The White Mesa mill was first opened in 1980. Uranium mills grind uranium ore and apply chemical processes to convert it to yellowcake uranium. The White Mesa mill receives uranium ore from the La Sal and Pinyon mines. A batch processing of uranium ore to yellowcake takes about seven days. The chemical process uses water from on-site wells and sulfuric acid. The radioactive waste from this process is stored on-site in containment ponds. When the ponds are full, they are covered with dirt.

== Pinyon Plain ==
Energy Fuels owns and operates the Pinyon Plain Uranium Mine in the Kaibab National Forest. The mine was formerly known as Canyon mine due to being 10 miles south of the Grand Canyon. The Havasupai, Grand Canyon Trust, and Sierra Club engaged in a multi decade legal battle which ended in favor of Energy Fuels in 2022. In August 2024, Joe Biden banned uranium mining in the area, but Pinyon mine was granted an exception later in his term.

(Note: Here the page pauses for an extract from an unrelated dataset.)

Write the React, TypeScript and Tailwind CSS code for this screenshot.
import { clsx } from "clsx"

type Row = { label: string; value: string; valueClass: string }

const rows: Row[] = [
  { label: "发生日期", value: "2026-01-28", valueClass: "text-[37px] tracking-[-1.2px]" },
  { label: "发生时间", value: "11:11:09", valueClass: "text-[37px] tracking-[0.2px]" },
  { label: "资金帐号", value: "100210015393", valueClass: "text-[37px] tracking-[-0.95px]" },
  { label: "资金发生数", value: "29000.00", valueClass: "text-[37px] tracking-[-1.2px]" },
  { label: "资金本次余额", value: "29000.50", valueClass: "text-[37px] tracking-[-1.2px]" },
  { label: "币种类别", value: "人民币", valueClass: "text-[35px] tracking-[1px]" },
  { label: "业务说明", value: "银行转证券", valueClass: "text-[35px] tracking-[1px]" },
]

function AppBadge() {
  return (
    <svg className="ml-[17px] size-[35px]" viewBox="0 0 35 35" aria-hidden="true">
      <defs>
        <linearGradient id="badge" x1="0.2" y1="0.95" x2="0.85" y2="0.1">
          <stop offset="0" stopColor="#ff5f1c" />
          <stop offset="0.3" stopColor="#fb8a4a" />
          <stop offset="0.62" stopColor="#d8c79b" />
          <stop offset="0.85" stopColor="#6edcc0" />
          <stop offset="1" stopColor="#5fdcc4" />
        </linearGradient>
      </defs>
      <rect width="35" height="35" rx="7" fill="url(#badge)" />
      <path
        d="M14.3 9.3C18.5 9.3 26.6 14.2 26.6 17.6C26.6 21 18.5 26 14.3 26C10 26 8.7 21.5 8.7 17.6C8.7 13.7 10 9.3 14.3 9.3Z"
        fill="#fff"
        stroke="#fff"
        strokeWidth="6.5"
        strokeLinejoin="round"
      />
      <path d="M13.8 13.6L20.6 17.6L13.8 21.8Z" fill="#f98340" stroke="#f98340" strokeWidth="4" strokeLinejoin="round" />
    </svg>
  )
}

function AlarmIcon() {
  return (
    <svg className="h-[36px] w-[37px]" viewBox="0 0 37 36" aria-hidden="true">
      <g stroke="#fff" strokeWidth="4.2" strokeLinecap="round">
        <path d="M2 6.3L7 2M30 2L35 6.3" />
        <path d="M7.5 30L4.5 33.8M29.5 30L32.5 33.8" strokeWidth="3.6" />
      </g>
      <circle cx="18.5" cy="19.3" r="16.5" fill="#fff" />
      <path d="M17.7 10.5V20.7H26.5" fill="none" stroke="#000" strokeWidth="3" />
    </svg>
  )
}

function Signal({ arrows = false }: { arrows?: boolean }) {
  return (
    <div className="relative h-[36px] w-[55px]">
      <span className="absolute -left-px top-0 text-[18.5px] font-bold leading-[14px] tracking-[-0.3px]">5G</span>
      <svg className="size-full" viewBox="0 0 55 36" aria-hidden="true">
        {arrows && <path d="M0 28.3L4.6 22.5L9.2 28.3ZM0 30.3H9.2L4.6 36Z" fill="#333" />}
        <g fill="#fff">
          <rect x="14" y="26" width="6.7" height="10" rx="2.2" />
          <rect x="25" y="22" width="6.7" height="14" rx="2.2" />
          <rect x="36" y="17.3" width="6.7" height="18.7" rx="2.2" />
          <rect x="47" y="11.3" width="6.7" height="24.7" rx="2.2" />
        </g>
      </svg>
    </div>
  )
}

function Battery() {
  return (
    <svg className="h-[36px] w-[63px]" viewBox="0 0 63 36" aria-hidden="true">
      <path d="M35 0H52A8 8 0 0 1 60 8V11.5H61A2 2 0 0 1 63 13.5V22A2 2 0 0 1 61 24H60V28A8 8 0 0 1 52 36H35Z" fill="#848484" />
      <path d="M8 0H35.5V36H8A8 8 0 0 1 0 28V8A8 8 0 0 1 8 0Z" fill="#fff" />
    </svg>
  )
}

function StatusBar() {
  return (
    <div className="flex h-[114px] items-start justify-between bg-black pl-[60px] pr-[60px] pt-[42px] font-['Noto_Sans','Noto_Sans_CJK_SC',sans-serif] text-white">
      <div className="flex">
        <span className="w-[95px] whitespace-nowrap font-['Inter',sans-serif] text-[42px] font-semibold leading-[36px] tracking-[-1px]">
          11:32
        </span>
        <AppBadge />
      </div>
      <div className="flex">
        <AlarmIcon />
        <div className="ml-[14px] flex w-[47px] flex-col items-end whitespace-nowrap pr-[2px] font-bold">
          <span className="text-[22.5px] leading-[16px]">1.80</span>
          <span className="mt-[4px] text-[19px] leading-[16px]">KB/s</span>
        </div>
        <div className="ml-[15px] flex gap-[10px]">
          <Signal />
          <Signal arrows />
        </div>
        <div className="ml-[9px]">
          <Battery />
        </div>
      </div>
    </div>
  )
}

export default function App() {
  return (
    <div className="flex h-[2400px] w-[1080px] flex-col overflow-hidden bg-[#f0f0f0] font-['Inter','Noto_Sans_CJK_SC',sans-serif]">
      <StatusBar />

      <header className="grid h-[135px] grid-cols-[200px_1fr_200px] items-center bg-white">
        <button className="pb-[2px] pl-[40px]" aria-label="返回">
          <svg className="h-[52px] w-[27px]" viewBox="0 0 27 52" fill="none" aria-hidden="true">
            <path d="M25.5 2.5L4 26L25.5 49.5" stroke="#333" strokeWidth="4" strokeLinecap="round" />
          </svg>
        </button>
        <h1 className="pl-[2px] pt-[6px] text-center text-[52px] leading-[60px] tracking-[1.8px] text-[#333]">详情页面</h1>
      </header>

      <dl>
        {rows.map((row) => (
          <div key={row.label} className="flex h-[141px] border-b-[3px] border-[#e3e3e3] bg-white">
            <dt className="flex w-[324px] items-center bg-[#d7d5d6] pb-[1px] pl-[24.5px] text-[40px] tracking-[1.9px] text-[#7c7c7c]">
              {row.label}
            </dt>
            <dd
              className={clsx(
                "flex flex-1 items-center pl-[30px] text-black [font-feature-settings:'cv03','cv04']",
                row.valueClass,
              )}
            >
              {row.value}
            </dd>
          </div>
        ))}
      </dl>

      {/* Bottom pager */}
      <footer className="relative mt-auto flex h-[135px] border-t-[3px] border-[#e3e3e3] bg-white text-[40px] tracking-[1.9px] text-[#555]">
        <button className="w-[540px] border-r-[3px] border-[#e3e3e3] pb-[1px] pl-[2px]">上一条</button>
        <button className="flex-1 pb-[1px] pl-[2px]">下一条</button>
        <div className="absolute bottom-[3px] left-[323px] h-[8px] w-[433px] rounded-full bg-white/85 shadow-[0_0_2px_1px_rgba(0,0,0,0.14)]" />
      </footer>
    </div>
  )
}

== Navajo Transportation Agreement ==
In 2024, Energy Fuels responded to 'Haul No' protests against their operations and a Navajo policy against uranium shipment in their territory by halting transports until they came to an agreement with the tribe. The agreement reached in January 2025, holds Energy Fuels responsible for additional safety measures and transport of uranium mine cleanup materials at their own cost to the Navajo nation to help address abandoned mines from previous decades of mining on Navajo land. EF must also give the Navajo notice before transporting uranium.